FYI, Peter2772000,
The "titanium" on drill bits, is a coating, not the material of the drill bit itself.
Mostly it makes low grade drill bits shiny and stops them from rusting in the sea can trip from their homeland (usually China).
Titanium Nitride, Titanium CarbNitride, and a couple other "titanium's" get vacuum deposited onto the product to supposedly increase tool like, and reduce wear. Mostly, these days, it amounts to marketing gimmick.
If you ever get a chance to spend any serious time drilling holes, spring for some decent name brand drill bits from a tool supplier that deals with machine shop supplies (rather than the hobby guys, like Busy Bee, or most of the products sold at the big retailers like Ctire and Home Depot) Cleveland is good, there are lots of others.
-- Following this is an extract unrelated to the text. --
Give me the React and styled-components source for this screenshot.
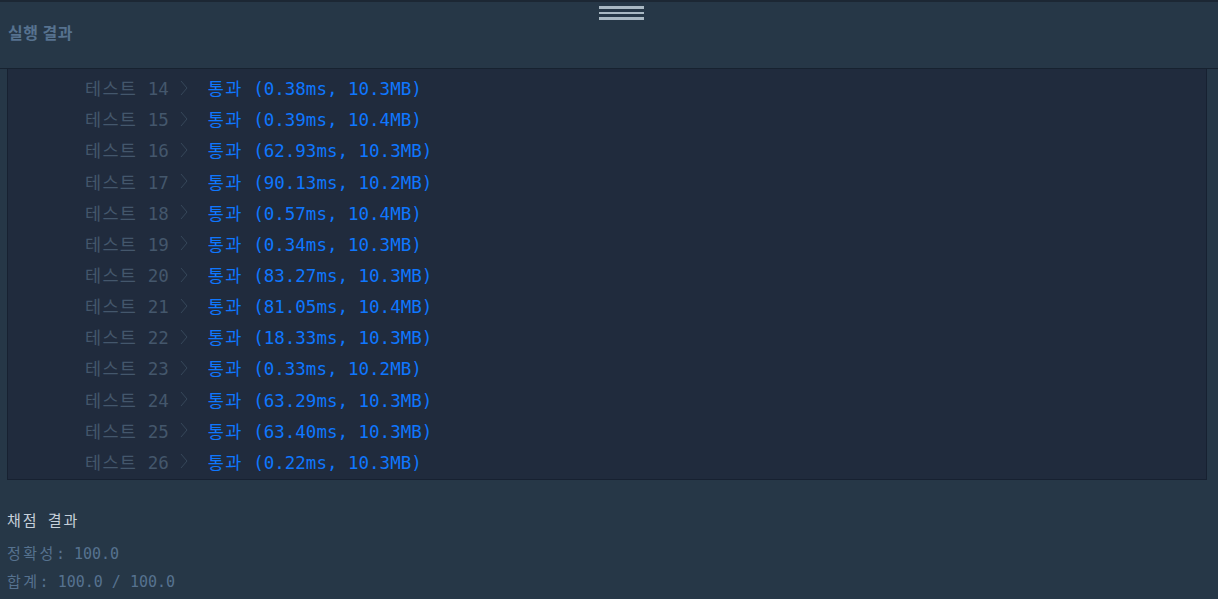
import React from "react";
import styled, { createGlobalStyle } from "styled-components";

const GlobalStyle = createGlobalStyle`
  html, body {
    margin: 0;
    padding: 0;
    background-color: #263747;
  }
  #root {
    min-height: 100vh;
  }
`;

const Page = styled.div`
  width: 1218px;
  height: 599px;
  overflow: hidden;
  display: flex;
  flex-direction: column;
  background-color: #263747;
  border-top: 2px solid #1c2734;
`;

const Header = styled.div`
  height: 67px;
  display: flex;
  flex-direction: column;
  border-bottom: 1px solid #172230;
  box-sizing: border-box;
`;

const Grip = styled.div`
  align-self: center;
  margin-left: 25px;
  padding-top: 4px;
  display: flex;
  flex-direction: column;
  gap: 3px;
  & span {
    display: block;
    width: 45px;
    height: 2.5px;
    background-color: #a9b8c3;
  }
`;

const Title = styled.h3`
  margin: 0;
  padding: 0 0 0 8px;
  font-family: "Noto Sans CJK KR", "Noto Sans", sans-serif;
  font-size: 16px;
  font-weight: 700;
  line-height: 24px;
  letter-spacing: 0.5px;
  color: #56728f;
`;

const Body = styled.div`
  padding: 0 11px 0 7px;
  display: flex;
  flex-direction: column;
`;

const Console = styled.div`
  background-color: #202b3d;
  border: 1px solid #172131;
  border-top: none;
  padding: 3px 0 2px 77px;
  font-family: "DejaVu Sans Mono", "Noto Sans CJK KR", monospace;
  font-size: 17.5px;
`;

const Row = styled.div`
  height: 31.17px;
  display: flex;
  align-items: center;
  white-space: pre;
`;

const Ko = styled.span`
  letter-spacing: ${(props) => props.$spacing || "1.3px"};
`;

const Label = styled.span`
  color: #44576c;
`;

const Chevron = styled.svg`
  width: 10px;
  height: 18px;
  margin: 0 19px 0 10px;
  flex: none;
`;

const Pass = styled.span`
  color: #0f77ff;
`;

const Summary = styled.div`
  padding: 30px 0 0 0;
  font-family: "DejaVu Sans Mono", "Noto Sans CJK KR", monospace;
`;

const SummaryTitle = styled.div`
  font-size: 15px;
  line-height: 22px;
  color: #c6d0da;
  margin-bottom: 8px;
`;

const SummaryLine = styled.div`
  font-size: 15px;
  line-height: 28px;
  color: #56728f;
  white-space: pre;
`;

const results = [
  [14, "0.38ms, 10.3MB"],
  [15, "0.39ms, 10.4MB"],
  [16, "62.93ms, 10.3MB"],
  [17, "90.13ms, 10.2MB"],
  [18, "0.57ms, 10.4MB"],
  [19, "0.34ms, 10.3MB"],
  [20, "83.27ms, 10.3MB"],
  [21, "81.05ms, 10.4MB"],
  [22, "18.33ms, 10.3MB"],
  [23, "0.33ms, 10.2MB"],
  [24, "63.29ms, 10.3MB"],
  [25, "63.40ms, 10.3MB"],
  [26, "0.22ms, 10.3MB"],
];

function App() {
  return (
    <>
      <GlobalStyle />
      <Page>
        <Header>
          <Grip>
            <span />
            <span />
            <span />
          </Grip>
          <Title>실행 결과</Title>
        </Header>
        <Body>
          <Console>
            {results.map(([n, info]) => (
              <Row key={n}>
                <Label>
                  <Ko>테스트</Ko> {n}
                </Label>
                <Chevron viewBox="0 0 10 18">
                  <polyline
                    points="2,2 8,9 2,16"
                    fill="none"
                    stroke="#36475a"
                    strokeWidth="1"
                  />
                </Chevron>
                <Pass>
                  <Ko>통과</Ko> ({info})
                </Pass>
              </Row>
            ))}
          </Console>
          <Summary>
            <SummaryTitle>
              <Ko $spacing="2px">채점</Ko> <Ko $spacing="2px">결과</Ko>
            </SummaryTitle>
            <SummaryLine>
              <Ko $spacing="2.5px">정확성</Ko>: 100.0
            </SummaryLine>
            <SummaryLine>
              <Ko $spacing="2.5px">합계</Ko>: 100.0 / 100.0
            </SummaryLine>
          </Summary>
        </Body>
      </Page>
    </>
  );
}

export default App;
Do you have a diamond grit knife sharpener?
You can shape carbide, slowly, with them. A dremel tool, and some diamond grit disks (steel disk with diamond grit on it) can do it too, also slow.
Either will allow you to sharpen up a small carbide tip of a masonry drill bit, if you can get one small enough to use for your hole.
Carbide end mills are sometimes cheaper than carbide drills in the small sizes, and can sometimes be fed down an existing hole to finish up what has been started in a case like this. Worth a price comparison, anyway.
Expect the drill or end mill to be trashed in the process. Contemplate the cost of a new part, vs. the cutting tools, too!